--- start of MATERIAL FOR THE TASK ---

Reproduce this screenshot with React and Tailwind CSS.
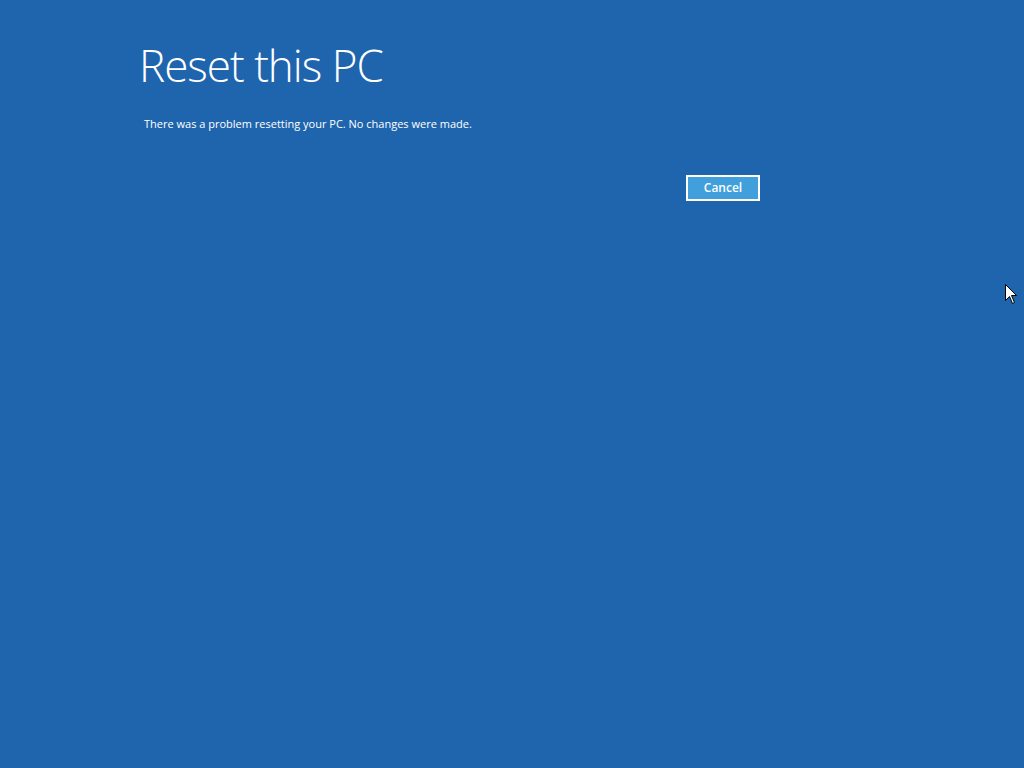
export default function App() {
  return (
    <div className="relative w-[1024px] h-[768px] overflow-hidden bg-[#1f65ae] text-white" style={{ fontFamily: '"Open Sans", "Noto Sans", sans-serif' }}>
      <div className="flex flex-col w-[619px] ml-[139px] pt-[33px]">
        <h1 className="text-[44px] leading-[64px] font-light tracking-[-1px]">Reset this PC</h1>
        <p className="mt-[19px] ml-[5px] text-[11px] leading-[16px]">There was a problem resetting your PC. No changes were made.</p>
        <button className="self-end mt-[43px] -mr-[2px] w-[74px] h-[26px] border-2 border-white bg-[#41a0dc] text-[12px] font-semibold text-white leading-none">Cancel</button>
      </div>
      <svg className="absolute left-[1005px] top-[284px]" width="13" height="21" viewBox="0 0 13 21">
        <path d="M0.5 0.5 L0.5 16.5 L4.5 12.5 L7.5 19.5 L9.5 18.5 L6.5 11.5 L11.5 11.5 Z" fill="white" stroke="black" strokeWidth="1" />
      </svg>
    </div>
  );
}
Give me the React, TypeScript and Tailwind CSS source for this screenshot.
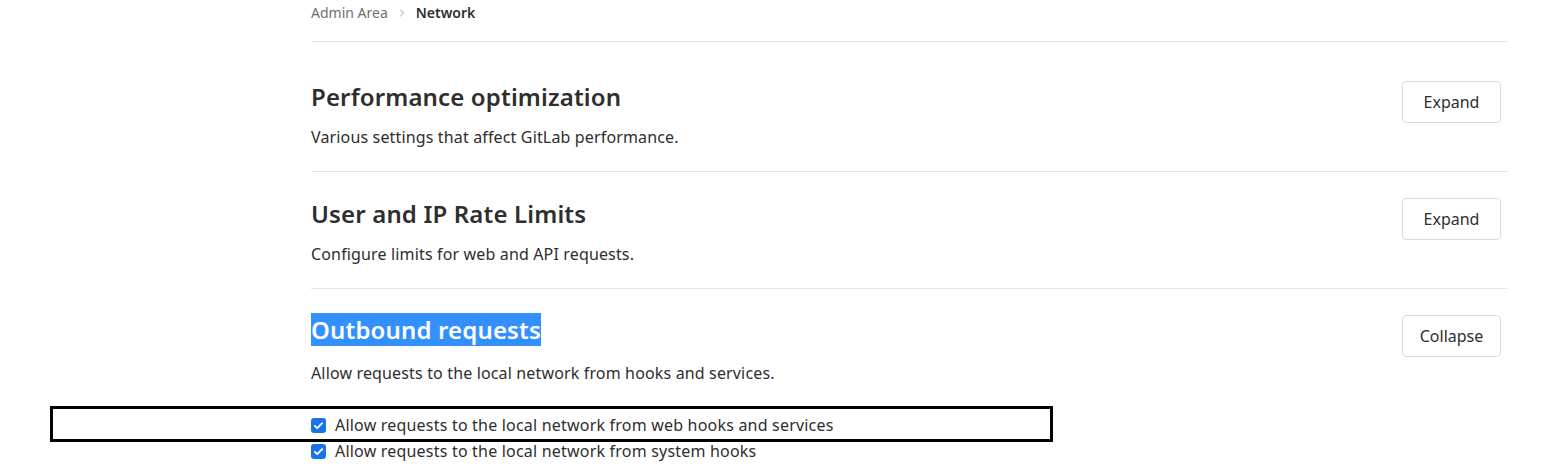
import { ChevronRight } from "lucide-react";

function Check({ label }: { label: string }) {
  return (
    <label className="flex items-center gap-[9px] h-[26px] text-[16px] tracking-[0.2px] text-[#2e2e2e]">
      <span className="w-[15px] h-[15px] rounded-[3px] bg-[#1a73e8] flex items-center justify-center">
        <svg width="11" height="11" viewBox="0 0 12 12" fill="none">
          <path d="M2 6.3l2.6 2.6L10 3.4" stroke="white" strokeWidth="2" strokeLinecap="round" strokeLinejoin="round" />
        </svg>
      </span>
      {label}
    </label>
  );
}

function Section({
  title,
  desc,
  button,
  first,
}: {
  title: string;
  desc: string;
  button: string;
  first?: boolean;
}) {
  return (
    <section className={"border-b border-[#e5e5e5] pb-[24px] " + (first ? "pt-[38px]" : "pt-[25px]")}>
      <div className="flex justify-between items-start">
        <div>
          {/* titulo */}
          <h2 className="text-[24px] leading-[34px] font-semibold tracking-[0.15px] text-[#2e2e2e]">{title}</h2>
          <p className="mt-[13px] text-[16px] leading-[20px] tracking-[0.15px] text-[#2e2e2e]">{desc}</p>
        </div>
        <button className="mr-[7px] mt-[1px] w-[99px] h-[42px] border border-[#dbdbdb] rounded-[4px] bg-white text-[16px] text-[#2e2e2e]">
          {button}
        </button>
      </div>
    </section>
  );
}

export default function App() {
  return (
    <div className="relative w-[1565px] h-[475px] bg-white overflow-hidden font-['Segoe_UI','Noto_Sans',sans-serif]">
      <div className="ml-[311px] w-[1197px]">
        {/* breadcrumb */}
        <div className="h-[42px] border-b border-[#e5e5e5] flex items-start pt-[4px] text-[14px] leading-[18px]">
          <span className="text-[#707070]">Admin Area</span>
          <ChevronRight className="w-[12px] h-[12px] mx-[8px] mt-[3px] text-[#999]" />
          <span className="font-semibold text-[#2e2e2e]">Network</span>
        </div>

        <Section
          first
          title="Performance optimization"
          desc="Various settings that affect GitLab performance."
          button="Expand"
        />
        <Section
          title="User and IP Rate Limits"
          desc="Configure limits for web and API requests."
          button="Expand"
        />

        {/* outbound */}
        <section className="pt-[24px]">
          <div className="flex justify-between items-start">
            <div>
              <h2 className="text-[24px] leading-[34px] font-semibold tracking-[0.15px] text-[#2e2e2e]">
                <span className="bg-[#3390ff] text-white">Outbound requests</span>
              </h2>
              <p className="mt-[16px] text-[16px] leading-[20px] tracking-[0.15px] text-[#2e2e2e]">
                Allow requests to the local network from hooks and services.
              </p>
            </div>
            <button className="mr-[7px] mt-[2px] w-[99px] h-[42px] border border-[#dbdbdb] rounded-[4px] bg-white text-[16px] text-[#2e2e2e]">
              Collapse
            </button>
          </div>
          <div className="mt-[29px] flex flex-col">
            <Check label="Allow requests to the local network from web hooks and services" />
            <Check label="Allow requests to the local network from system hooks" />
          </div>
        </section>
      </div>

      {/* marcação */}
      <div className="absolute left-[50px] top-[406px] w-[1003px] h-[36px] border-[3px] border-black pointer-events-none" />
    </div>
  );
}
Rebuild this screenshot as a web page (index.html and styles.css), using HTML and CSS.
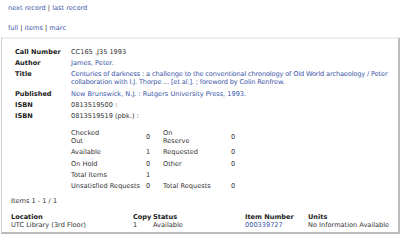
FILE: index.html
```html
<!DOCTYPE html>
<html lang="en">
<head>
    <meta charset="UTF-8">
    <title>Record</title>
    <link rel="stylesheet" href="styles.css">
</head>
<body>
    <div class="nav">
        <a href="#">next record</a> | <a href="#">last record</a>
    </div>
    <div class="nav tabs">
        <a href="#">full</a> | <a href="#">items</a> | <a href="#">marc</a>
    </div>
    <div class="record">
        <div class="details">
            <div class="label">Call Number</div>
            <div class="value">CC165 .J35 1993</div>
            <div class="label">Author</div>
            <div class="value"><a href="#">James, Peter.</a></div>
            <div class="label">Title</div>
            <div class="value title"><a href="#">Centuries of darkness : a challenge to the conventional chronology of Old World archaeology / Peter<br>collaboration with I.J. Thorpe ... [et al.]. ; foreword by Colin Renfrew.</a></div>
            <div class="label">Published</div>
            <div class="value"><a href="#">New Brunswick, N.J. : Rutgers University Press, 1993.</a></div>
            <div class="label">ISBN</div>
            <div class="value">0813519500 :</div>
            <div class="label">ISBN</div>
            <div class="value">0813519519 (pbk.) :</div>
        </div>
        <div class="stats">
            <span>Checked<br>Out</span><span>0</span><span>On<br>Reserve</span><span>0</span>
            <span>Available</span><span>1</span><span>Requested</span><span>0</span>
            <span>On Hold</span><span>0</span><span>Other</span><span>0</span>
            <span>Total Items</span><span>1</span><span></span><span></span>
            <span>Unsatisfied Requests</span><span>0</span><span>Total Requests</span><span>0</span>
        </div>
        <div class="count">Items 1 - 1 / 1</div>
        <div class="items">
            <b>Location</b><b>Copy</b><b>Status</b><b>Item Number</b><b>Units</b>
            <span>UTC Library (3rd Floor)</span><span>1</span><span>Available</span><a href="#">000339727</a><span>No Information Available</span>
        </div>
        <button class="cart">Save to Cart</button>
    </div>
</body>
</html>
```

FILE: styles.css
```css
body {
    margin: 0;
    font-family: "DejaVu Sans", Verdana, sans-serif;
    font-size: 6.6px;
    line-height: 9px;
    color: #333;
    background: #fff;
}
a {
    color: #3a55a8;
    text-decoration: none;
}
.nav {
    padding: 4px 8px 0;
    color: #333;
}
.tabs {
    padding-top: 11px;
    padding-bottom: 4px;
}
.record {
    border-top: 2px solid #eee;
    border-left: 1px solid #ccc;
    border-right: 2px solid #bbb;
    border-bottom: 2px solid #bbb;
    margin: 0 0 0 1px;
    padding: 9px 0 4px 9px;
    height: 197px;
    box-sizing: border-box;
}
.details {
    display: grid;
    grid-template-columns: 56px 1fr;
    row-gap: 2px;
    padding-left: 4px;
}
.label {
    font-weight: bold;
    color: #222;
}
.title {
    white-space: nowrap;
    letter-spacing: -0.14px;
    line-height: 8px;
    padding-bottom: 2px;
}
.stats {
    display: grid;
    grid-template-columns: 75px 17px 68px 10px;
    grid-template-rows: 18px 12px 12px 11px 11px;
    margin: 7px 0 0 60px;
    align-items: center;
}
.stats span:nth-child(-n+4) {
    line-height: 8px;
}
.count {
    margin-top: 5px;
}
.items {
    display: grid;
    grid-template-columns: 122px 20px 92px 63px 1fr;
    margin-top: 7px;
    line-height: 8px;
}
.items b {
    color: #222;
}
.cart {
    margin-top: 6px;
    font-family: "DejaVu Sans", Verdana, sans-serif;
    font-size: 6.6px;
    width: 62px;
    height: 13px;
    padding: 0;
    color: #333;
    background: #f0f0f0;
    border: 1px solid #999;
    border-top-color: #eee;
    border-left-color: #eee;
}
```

--- end of MATERIAL FOR THE TASK ---

DIRECTIONS FOR THIS TASK = Pull out every line containing "Tailwind".

SOLUTION =
Reproduce this screenshot with React and Tailwind CSS.
Give me the React, TypeScript and Tailwind CSS source for this screenshot.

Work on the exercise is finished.